Recuerdo a mi padre, ferroviario de los años 40-50. Recuerdo sus chepas de carbón para calentar la casa. Recuerdo su afán por la formación profesional para sus hijos. Recuerdo el misterio de pagar academias de dibujo lineal a los mayores. Recuerdo que nunca admitía ayudas que no hubiera sudado. Recuerdo su traje de nazareno de la cofradía de la Exaltación de la Santa Cruz. Recuerdo su entereza ante las dificultades y su silencio comprensivo. Recuerdo su ayuda, cuando más él la necesitaba. Recuerdo su doloroso adiós… Fue la primera vez que lloré…
Mi padre, castellano recio de Tierra de Campos, cogió sus bártulos y de la mano de mi madre, con cuatro hijos a sus espaldas, emigró a Valladolid, en busca de un bienestar humilde y de un futuro mejor para su prole.
Calle Cervantes, patio de vecindad, alquiler barato y muchas horas extras para poder pagarlo. Allí nacimos los tres más pequeños. Allí comenzó su entronque con una ciudad en la que viviría, dando vida, hasta su fallecimiento.
Sus diversiones más caras eran acudir a ver la salida de los toros o de los partidos de futbol, siempre de la mano con mi madre. Los días extraordinarios había un helado, allí en la famosa “Cuadra”, famosa en toda la ciudad.
Era religioso. Nos enseñó a respetar la fe de todos y jamás nos presionó, simplemente, nos explicó sus convicciones.
Cuando llegaban los Reyes Magos, mi madre le susurraba al oído aquello de “¿qué hacemos, José?” … Jamás pasaron los Reyes de largo, las pinturas Alpino y los lápices sujetos con cuerda al cuaderno de rayas, eran lo habitual… pero algo había de maravilloso, para que todos saltásemos de alegría y riéramos al ver las lágrimas de mi madre sobre el hombro insatisfecho de mi padre.
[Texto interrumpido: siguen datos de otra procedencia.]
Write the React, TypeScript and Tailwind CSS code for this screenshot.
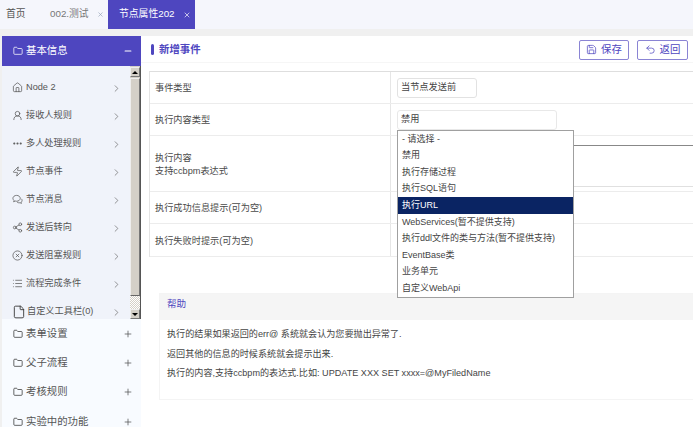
import { ChevronRight, CircleX, File, Folder, House, List, Minus, MoreHorizontal, Plus, Save, Share2, Undo2, UserRound, X, Zap } from 'lucide-react';
import type { ComponentType, ReactNode } from 'react';

const font = { fontFamily: '"Liberation Sans", "Noto Sans CJK SC", sans-serif' };

type IconProps = { size?: number; strokeWidth?: number; className?: string };

// two overlapping round bubbles, lucide only has the square one
function Bubbles({ size = 11, strokeWidth = 1.6, className }: IconProps) {
  return (
    <svg width={size} height={size} viewBox="0 0 24 24" fill="none" stroke="currentColor" strokeWidth={strokeWidth} className={className}>
      <path d="M10 3c-4.4 0-8 2.8-8 6.4 0 1.8.9 3.4 2.4 4.6L3.5 17l3.6-1.6c.9.3 1.9.4 2.9.4 4.4 0 8-2.8 8-6.4S14.4 3 10 3z" />
      <path d="M20.5 10.5c1 1 1.5 2.2 1.5 3.5 0 1.5-.8 2.9-2 3.8l.6 2.7-3.1-1.5c-2.4.6-5 0-6.6-1.5" />
    </svg>
  );
}

const navItems: { label: string; icon: ComponentType<IconProps>; stroke?: number }[] = [
  { label: 'Node 2', icon: House },
  { label: '接收人规则', icon: UserRound },
  { label: '多人处理规则', icon: MoreHorizontal, stroke: 2.6 },
  { label: '节点事件', icon: Zap },
  { label: '节点消息', icon: Bubbles },
  { label: '发送后转向', icon: Share2 },
  { label: '发送阻塞规则', icon: CircleX },
  { label: '流程完成条件', icon: List },
];

const groups = ['表单设置', '父子流程', '考核规则', '实验中的功能'];

const options = [
  '- 请选择 -',
  '禁用',
  '执行存储过程',
  '执行SQL语句',
  '执行URL',
  'WebServices(暂不提供支持)',
  '执行ddl文件的类与方法(暂不提供支持)',
  'EventBase类',
  '业务单元',
  '自定义WebApi',
];

function Scrollbar() {
  return (
    <div className="flex h-full w-[11px] shrink-0 flex-col border-r border-[#555] bg-[#d4d0c8] pt-px">
      <div className="flex h-[10px] items-center justify-center border border-[#eee] border-r-[#777] border-b-[#777]">
        <div className="h-0 w-0 border-x-[3px] border-b-[3px] border-x-transparent border-b-black" />
      </div>
      <div className="mt-px h-[218px] border border-[#eee] border-r-[#777] border-b-[#666]" />
      <div className="flex-1 bg-[repeating-conic-gradient(#d4d0c8_0_25%,#fff_0_50%)] bg-[length:2px_2px]" />
      <div className="flex h-[10px] items-center justify-center border border-[#eee] border-r-[#777] border-b-[#777]">
        <div className="h-0 w-0 border-x-[3px] border-t-[3px] border-x-transparent border-t-black" />
      </div>
    </div>
  );
}

function Sidebar() {
  return (
    <aside className="flex w-[139px] shrink-0 flex-col overflow-hidden">
      <div className="flex h-[30px] shrink-0 items-center justify-between bg-[#4e46bf] pl-[11px] pr-[8px] text-[10.4px] text-white">
        <span className="flex items-center gap-[3px]">
          <Folder size={10} strokeWidth={1.8} />
          基本信息
        </span>
        <Minus size={10} strokeWidth={2.5} />
      </div>
      <div className="flex h-[253px] shrink-0 bg-[#f0f3fa]">
        <div className="flex-1 overflow-hidden pt-[8px]">
          {navItems.map(({ label, icon: Icon, stroke }) => (
            <div key={label} className="flex h-[28px] items-center justify-between pl-[10px] pr-[8px] text-[9.2px] text-[#555]">
              <span className="flex items-center gap-[3px]">
                <Icon size={11} strokeWidth={stroke ?? 1.6} className="text-[#555]" />
                {label}
              </span>
              <ChevronRight size={11} strokeWidth={1.5} className="text-[#666]" />
            </div>
          ))}
          <div className="flex h-[28px] items-center justify-between pl-[10px] pr-[8px] text-[9.2px] text-[#555]">
            <span className="flex items-center gap-px">
              <File size={14} strokeWidth={1.5} className="text-[#333]" />
              自定义工具栏(0)
            </span>
            <ChevronRight size={11} strokeWidth={1.5} className="text-[#666]" />
          </div>
        </div>
        <Scrollbar />
      </div>
      <div className="flex-1 bg-[#f8fbff]">
        {groups.map((g) => (
          <div key={g} className="flex h-[29.3px] items-center justify-between pl-[11px] pr-[8px] text-[10.4px] text-[#555]">
            <span className="flex items-center gap-[3px]">
              <Folder size={10} strokeWidth={1.8} className="text-[#333]" />
              {g}
            </span>
            <Plus size={10} strokeWidth={1.8} className="text-[#555]" />
          </div>
        ))}
      </div>
    </aside>
  );
}

function Row({ label, height, children }: { label: ReactNode; height: string; children?: ReactNode }) {
  return (
    <div className={`flex border-b border-[#ececec] ${height}`}>
      <div className="flex w-[241px] shrink-0 items-center border-r border-[#e6e6e6] pl-[5px] pt-[2px] text-[9.2px] leading-[13px] text-[#4a4a4a]">
        {label}
      </div>
      <div className="flex-1 pl-[6px]">{children}</div>
    </div>
  );
}

function Main() {
  return (
    <main className="relative flex-1 overflow-hidden bg-white">
      <div className="flex h-[27px] items-center justify-between border-b border-[#f6f6f6] pl-[10px] pr-[5px] pt-[1px]">
        <div className="mt-[1px] flex items-center gap-[5px] text-[10.4px] font-bold text-[#4e46bf]">
          <div className="h-[11px] w-[3px] rounded-sm bg-[#4e46bf]" />
          新增事件
        </div>
        <div className="flex gap-[8px] text-[10.4px] text-[#4e46bf]">
          <button className="flex h-[20px] w-[50px] items-center justify-center gap-[4px] rounded-[2px] border border-[#8a84d4]">
            <Save size={11} strokeWidth={1.6} />
            保存
          </button>
          <button className="flex h-[20px] w-[51px] items-center justify-center gap-[4px] rounded-[2px] border border-[#8a84d4]">
            <Undo2 size={11} strokeWidth={1.6} />
            返回
          </button>
        </div>
      </div>

      <div className="ml-[8px] mt-[8px] w-[700px] border-l border-t border-[#e4e4e4] border-t-[#dedede]">
        <Row label="事件类型" height="h-[32px]">
          <div className="mt-[6px] flex h-[20px] w-[80px] items-center rounded-[3px] border border-[#e2e2e2] pl-[3px] text-[9.2px] text-[#444]">
            当节点发送前
          </div>
        </Row>
        <Row label="执行内容类型" height="h-[32px]">
          <div className="mt-[6px] flex h-[20px] w-[160px] items-center rounded-[3px] border border-[#e8e8e8] pl-[3px] text-[9.2px] text-[#444]">
            禁用
          </div>
        </Row>
        <Row
          label={
            <span>
              执行内容
              <br />
              支持ccbpm表达式
            </span>
          }
          height="h-[56px]"
        >
          <div className="mt-[9px] h-[42px] w-full border border-[#e0e0e0] border-t-[#888] border-l-[#888]" />
        </Row>
        <Row label="执行成功信息提示(可为空)" height="h-[32px]" />
        <Row label="执行失败时提示(可为空)" height="h-[33px]" />
      </div>

      <section className="ml-[18px] mt-[36px] h-[107px] w-[600px] border border-[#f4f4f4]">
        <div className="flex h-[26px] items-center bg-[#f5f5f5] pb-[5px] pl-[7px] text-[9.6px] text-[#4e46bf]">帮助</div>
        <div className="pl-[7px] pt-[5px] text-[9.1px] leading-[19.5px] text-[#444]">
          <p>执行的结果如果返回的err@ 系统就会认为您要抛出异常了.</p>
          <p>返回其他的信息的时候系统就会提示出来.</p>
          <p>执行的内容,支持ccbpm的表达式.比如: UPDATE XXX SET xxxx=@MyFiledName</p>
        </div>
      </section>

      {/* open select list sits over the form */}
      <ul className="absolute left-[256px] top-[94px] w-[177px] border border-[#a0a0a0] bg-white text-[9px] text-[#444]">
        {options.map((o) => (
          <li
            key={o}
            className={`flex h-[16.6px] items-center whitespace-nowrap pl-[4px] ${o === '执行URL' ? 'bg-[#0a2463] text-white' : ''}`}
          >
            {o}
          </li>
        ))}
      </ul>
    </main>
  );
}

export default function App() {
  return (
    <div className="flex h-[427px] w-[693px] flex-col overflow-hidden bg-[#f0f0f0]" style={font}>
      <div className="flex h-[29px] shrink-0 items-stretch bg-[#f5f6fc] text-[9.8px]">
        <div className="flex w-[50px] items-center pl-[6px] text-[#555]">首页</div>
        <div className="flex w-[58px] items-center gap-[8px] text-[#777]">
          002.测试
          <X size={7} strokeWidth={2} className="text-[#8a9ab0]" />
        </div>
        <div className="flex w-[87px] items-center justify-between bg-[#4e46bf] pl-[11px] pr-[4px] text-white">
          节点属性202
          <X size={8} strokeWidth={2} />
        </div>
      </div>
      <div className="flex min-h-0 flex-1 pl-[2px] pt-[7px]">
        <Sidebar />
        <Main />
      </div>
    </div>
  );
}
Me consiguió una beca para solicitar una plaza en el Colegio postulantado, que la Congregación Marianista tenía en Valladolid. Yo quería ser religioso.
Recuerdo su despedida, al lado de mi madre preocupada: “Hijo, se fuerte, nosotros estamos cerca”, “Sobre todo, sé buena persona, buen compañero y estudia, hijo mío, estudia mucho”
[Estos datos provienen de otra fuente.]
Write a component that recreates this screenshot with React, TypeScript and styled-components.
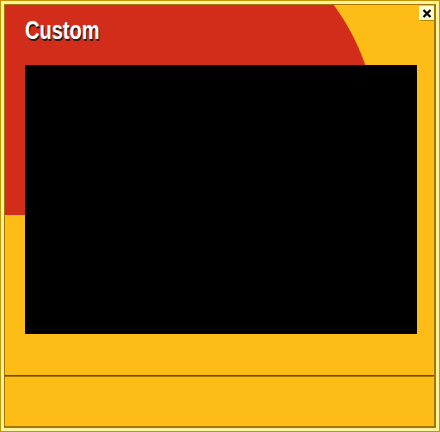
import styled, { createGlobalStyle } from "styled-components";

const Global = createGlobalStyle`
  html, body {
    margin: 0;
    padding: 0;
    background: #ffffff;
  }
  * { box-sizing: border-box; }
`;

const Window = styled.div`
  width: 440px;
  height: 432px;
  border: 1px solid #c89400;
  background: #fff3a0;
  padding: 3px;
`;

const Frame = styled.div`
  position: relative;
  height: 100%;
  display: flex;
  flex-direction: column;
  background: #fdbd16;
  border-style: solid;
  border-color: #a37800;
  border-width: 1px 2px 2px 1px;
  overflow: hidden;
`;

// red disc behind the header, cut off flat at its lower edge
const Decor = styled.div`
  position: absolute;
  top: 0;
  left: 0;
  width: 100%;
  height: 210px;
  overflow: hidden;
  &::before {
    content: "";
    position: absolute;
    left: -83px;
    top: -93px;
    width: 456px;
    height: 456px;
    border-radius: 50%;
    background: #d22c1b;
  }
`;

const Header = styled.div`
  position: relative;
  height: 60px;
  padding: 12px 20px 0;
`;

const Title = styled.h1`
  margin: 0;
  display: inline-block;
  font-family: "Liberation Sans", Arial, sans-serif;
  font-weight: 700;
  font-size: 25px;
  line-height: 26px;
  color: #ffffff;
  text-shadow: 1px 2px 0 #2a1a10;
  transform: scaleX(0.8);
  transform-origin: left center;
`;

const Body = styled.div`
  position: relative;
  flex: 1;
  padding: 0 17px 41px 20px;
`;

const Screen = styled.div`
  width: 392px;
  height: 269px;
  background: #000000;
`;

const Footer = styled.div`
  height: 51px;
  border-top: 1px solid #6b4c00;
  box-shadow: inset 0 1px 0 #a37800;
`;

const Close = styled.button`
  position: absolute;
  top: 1px;
  right: 0;
  width: 15px;
  height: 14px;
  padding: 0;
  border: none;
  background: #fffbd2;
  box-shadow: 1px 1px 0 #b58a00;
  display: flex;
  align-items: center;
  justify-content: center;
  cursor: pointer;
`;

export default function App() {
  return (
    <>
      <Global />
      <Window>
        <Frame>
          <Decor />
          <Header>
            <Title>Custom</Title>
          </Header>
          <Body>
            <Screen />
          </Body>
          <Footer />
          <Close aria-label="Close">
            <svg width="10" height="9" viewBox="0 0 10 9">
              <path d="M1.5 1 L8.5 8 M8.5 1 L1.5 8" stroke="#000" strokeWidth="2.2" />
            </svg>
          </Close>
        </Frame>
      </Window>
    </>
  );
}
Me abrazo en silencio, mientras decía en voz baja: “María, vamos ya, se hace tarde”.
Yo, agaché la cabeza y me limpié una pequeña lágrima. Después miré la calle, ya estaban alejándose. Siempre le tuve a mi lado, sobre todo en el momento más difícil de mi vida, cuando dejé la Congregación Marianista: “Hijo, Dios aprieta, pero nunca ahoga”. Llamó a un amigo, consiguió dos entradas baratas para el boxeo, sabía que me gustaba…
La vida iba rodando su destino.
Formé una familia con Amparo, mi esposa. Mi padre, el abuelo José, era el “arregla todo”. Daba lo que tenía, su tiempo, su destreza, su deseo de ayudar.
Pronto nos dejó. En una soledad terrible por la impotencia para ayudarle. En casa, pidiendo que su Dios le calmase el dolor. Poco a poco fue durmiéndose con la mascarilla de oxígeno. Su cuerpo, ya en el cielo, seguía el ritmo de la respiración mecánica. Suavemente le quité la mascarilla; ya no me oía, pero, por si acaso, le dije en voz baja:
“¡Padre!, ¡GRACIAS!, cuidaremos de mamá. Adiós ¡No te olvides de nosotros!”